*Work to do*: Give a verbatim copy of the lines below, minus the pictures.

*Data shown*:
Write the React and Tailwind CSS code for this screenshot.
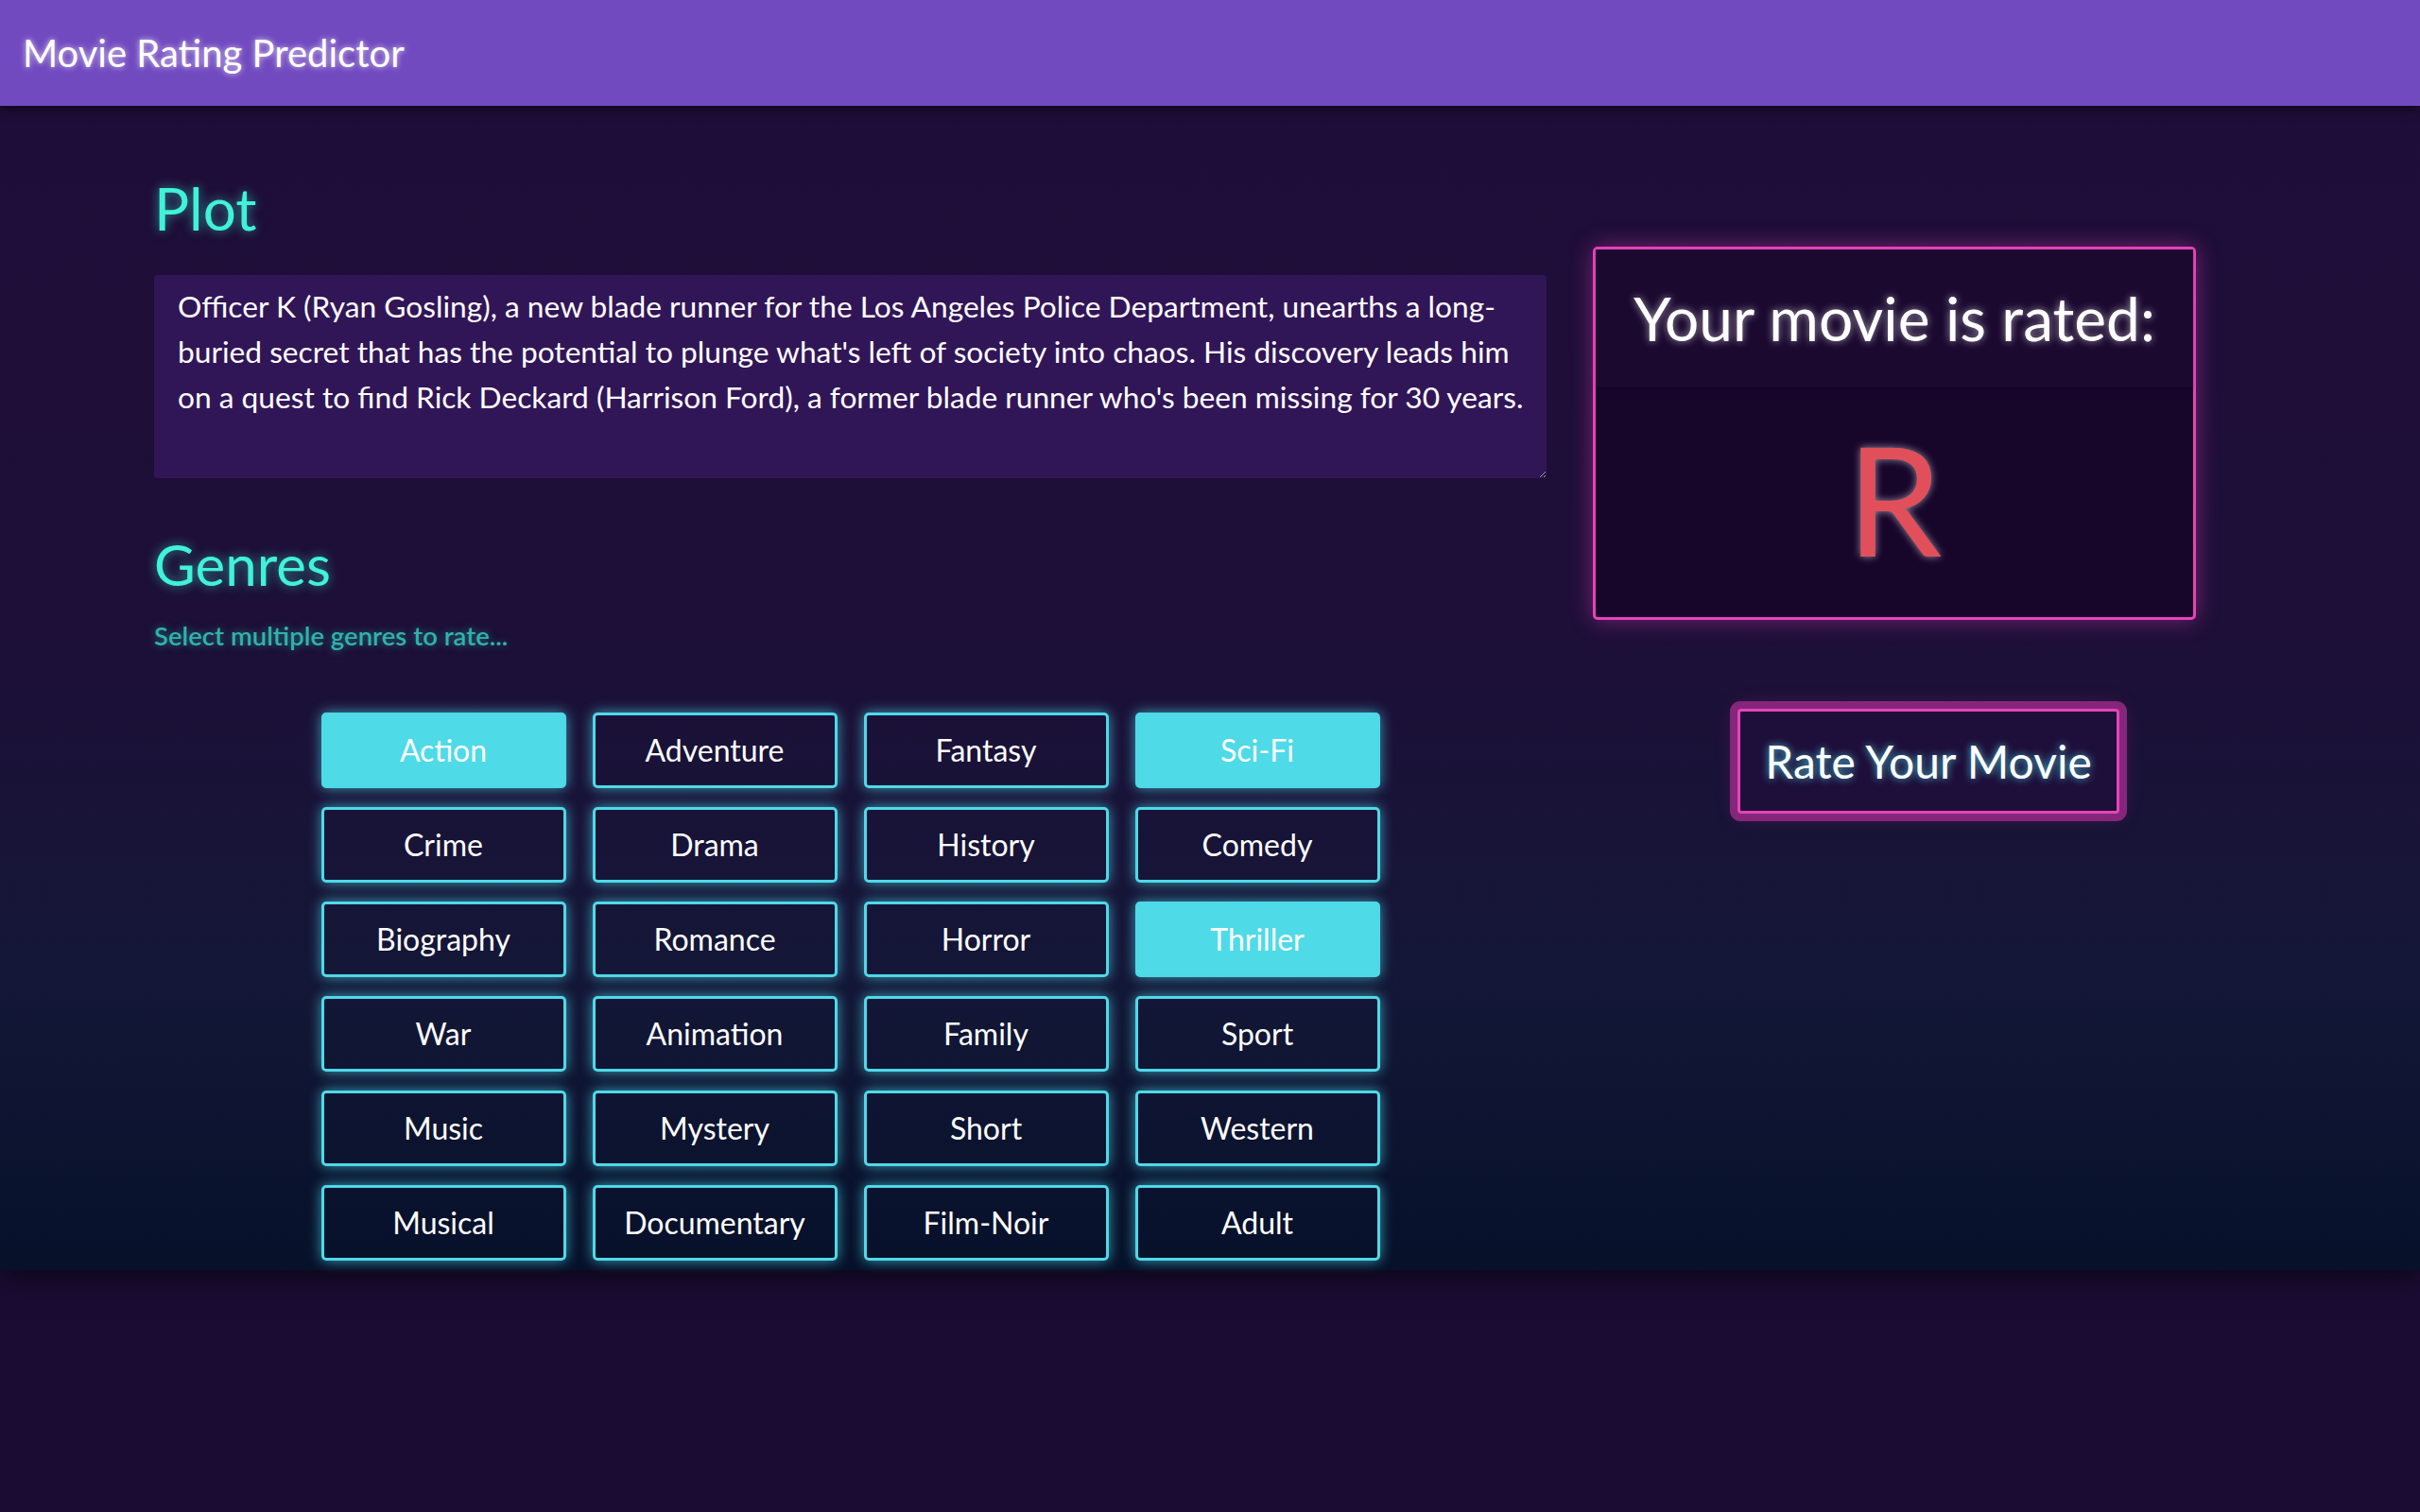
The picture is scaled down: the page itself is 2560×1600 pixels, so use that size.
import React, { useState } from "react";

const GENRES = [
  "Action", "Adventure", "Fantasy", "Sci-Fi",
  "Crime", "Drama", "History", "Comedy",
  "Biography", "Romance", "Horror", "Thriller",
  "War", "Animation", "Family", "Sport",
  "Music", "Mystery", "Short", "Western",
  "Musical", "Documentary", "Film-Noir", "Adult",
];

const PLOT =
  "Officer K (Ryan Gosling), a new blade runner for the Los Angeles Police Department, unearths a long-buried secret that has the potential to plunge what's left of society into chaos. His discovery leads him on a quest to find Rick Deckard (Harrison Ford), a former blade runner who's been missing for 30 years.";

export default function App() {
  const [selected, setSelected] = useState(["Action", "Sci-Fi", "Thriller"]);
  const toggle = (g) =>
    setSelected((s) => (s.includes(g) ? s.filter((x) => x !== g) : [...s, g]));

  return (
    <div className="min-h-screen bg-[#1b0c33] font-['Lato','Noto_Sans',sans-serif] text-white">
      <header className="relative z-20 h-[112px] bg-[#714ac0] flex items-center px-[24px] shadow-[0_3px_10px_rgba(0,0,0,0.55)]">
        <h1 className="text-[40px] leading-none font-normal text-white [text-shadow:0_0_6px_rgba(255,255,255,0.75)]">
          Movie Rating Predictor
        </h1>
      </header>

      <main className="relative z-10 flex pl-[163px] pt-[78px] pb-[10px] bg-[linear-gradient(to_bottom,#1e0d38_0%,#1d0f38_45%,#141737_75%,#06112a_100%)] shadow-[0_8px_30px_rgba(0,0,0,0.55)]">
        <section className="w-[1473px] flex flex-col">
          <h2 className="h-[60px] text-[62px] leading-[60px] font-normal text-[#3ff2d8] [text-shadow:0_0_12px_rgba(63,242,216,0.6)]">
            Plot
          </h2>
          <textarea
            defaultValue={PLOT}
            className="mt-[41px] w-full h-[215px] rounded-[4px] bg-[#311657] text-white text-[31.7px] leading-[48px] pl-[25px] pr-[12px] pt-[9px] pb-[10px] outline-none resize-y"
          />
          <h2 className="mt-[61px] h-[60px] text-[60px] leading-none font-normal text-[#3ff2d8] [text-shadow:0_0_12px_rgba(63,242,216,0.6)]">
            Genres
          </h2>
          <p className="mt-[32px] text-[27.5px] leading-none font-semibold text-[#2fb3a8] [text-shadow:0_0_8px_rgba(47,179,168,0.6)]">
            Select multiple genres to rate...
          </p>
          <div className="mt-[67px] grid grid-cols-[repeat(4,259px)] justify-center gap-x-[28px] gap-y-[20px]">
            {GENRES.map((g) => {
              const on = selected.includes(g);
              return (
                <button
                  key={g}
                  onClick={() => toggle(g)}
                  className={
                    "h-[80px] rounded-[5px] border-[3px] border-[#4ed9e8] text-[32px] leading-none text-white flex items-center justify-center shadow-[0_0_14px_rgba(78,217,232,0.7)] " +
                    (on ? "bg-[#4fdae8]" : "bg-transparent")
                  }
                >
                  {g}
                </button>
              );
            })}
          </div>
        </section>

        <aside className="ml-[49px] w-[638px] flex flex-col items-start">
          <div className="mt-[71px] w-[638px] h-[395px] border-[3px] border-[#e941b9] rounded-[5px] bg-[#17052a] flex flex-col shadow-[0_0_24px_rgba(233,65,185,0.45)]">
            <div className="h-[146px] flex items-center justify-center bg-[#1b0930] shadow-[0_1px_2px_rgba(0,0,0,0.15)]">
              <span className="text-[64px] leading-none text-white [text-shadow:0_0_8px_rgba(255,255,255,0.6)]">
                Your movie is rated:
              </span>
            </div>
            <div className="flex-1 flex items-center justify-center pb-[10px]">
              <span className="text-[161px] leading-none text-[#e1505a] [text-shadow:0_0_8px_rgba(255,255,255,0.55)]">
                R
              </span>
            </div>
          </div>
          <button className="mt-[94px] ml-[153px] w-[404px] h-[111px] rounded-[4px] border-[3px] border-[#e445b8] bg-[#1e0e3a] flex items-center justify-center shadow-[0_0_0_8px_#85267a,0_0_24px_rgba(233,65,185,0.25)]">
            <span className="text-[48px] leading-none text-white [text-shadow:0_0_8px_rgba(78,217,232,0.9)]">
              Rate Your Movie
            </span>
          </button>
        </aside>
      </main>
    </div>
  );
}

*Correct response*:
Write the React and Tailwind CSS code for this screenshot.
The picture is scaled down: the page itself is 2560×1600 pixels, so use that size.
import React, { useState } from "react";

const GENRES = [
  "Action", "Adventure", "Fantasy", "Sci-Fi",
  "Crime", "Drama", "History", "Comedy",
  "Biography", "Romance", "Horror", "Thriller",
  "War", "Animation", "Family", "Sport",
  "Music", "Mystery", "Short", "Western",
  "Musical", "Documentary", "Film-Noir", "Adult",
];

const PLOT =
  "Officer K (Ryan Gosling), a new blade runner for the Los Angeles Police Department, unearths a long-buried secret that has the potential to plunge what's left of society into chaos. His discovery leads him on a quest to find Rick Deckard (Harrison Ford), a former blade runner who's been missing for 30 years.";

export default function App() {
  const [selected, setSelected] = useState(["Action", "Sci-Fi", "Thriller"]);
  const toggle = (g) =>
    setSelected((s) => (s.includes(g) ? s.filter((x) => x !== g) : [...s, g]));

  return (
    <div className="min-h-screen bg-[#1b0c33] font-['Lato','Noto_Sans',sans-serif] text-white">
      <header className="relative z-20 h-[112px] bg-[#714ac0] flex items-center px-[24px] shadow-[0_3px_10px_rgba(0,0,0,0.55)]">
        <h1 className="text-[40px] leading-none font-normal text-white [text-shadow:0_0_6px_rgba(255,255,255,0.75)]">
          Movie Rating Predictor
        </h1>
      </header>

      <main className="relative z-10 flex pl-[163px] pt-[78px] pb-[10px] bg-[linear-gradient(to_bottom,#1e0d38_0%,#1d0f38_45%,#141737_75%,#06112a_100%)] shadow-[0_8px_30px_rgba(0,0,0,0.55)]">
        <section className="w-[1473px] flex flex-col">
          <h2 className="h-[60px] text-[62px] leading-[60px] font-normal text-[#3ff2d8] [text-shadow:0_0_12px_rgba(63,242,216,0.6)]">
            Plot
          </h2>
          <textarea
            defaultValue={PLOT}
            className="mt-[41px] w-full h-[215px] rounded-[4px] bg-[#311657] text-white text-[31.7px] leading-[48px] pl-[25px] pr-[12px] pt-[9px] pb-[10px] outline-none resize-y"
          />
          <h2 className="mt-[61px] h-[60px] text-[60px] leading-none font-normal text-[#3ff2d8] [text-shadow:0_0_12px_rgba(63,242,216,0.6)]">
            Genres
          </h2>
          <p className="mt-[32px] text-[27.5px] leading-none font-semibold text-[#2fb3a8] [text-shadow:0_0_8px_rgba(47,179,168,0.6)]">
            Select multiple genres to rate...
          </p>
          <div className="mt-[67px] grid grid-cols-[repeat(4,259px)] justify-center gap-x-[28px] gap-y-[20px]">
            {GENRES.map((g) => {
              const on = selected.includes(g);
              return (
                <button
                  key={g}
                  onClick={() => toggle(g)}
                  className={
                    "h-[80px] rounded-[5px] border-[3px] border-[#4ed9e8] text-[32px] leading-none text-white flex items-center justify-center shadow-[0_0_14px_rgba(78,217,232,0.7)] " +
                    (on ? "bg-[#4fdae8]" : "bg-transparent")
                  }
                >
                  {g}
                </button>
              );
            })}
          </div>
        </section>

        <aside className="ml-[49px] w-[638px] flex flex-col items-start">
          <div className="mt-[71px] w-[638px] h-[395px] border-[3px] border-[#e941b9] rounded-[5px] bg-[#17052a] flex flex-col shadow-[0_0_24px_rgba(233,65,185,0.45)]">
            <div className="h-[146px] flex items-center justify-center bg-[#1b0930] shadow-[0_1px_2px_rgba(0,0,0,0.15)]">
              <span className="text-[64px] leading-none text-white [text-shadow:0_0_8px_rgba(255,255,255,0.6)]">
                Your movie is rated:
              </span>
            </div>
            <div className="flex-1 flex items-center justify-center pb-[10px]">
              <span className="text-[161px] leading-none text-[#e1505a] [text-shadow:0_0_8px_rgba(255,255,255,0.55)]">
                R
              </span>
            </div>
          </div>
          <button className="mt-[94px] ml-[153px] w-[404px] h-[111px] rounded-[4px] border-[3px] border-[#e445b8] bg-[#1e0e3a] flex items-center justify-center shadow-[0_0_0_8px_#85267a,0_0_24px_rgba(233,65,185,0.25)]">
            <span className="text-[48px] leading-none text-white [text-shadow:0_0_8px_rgba(78,217,232,0.9)]">
              Rate Your Movie
            </span>
          </button>
        </aside>
      </main>
    </div>
  );
}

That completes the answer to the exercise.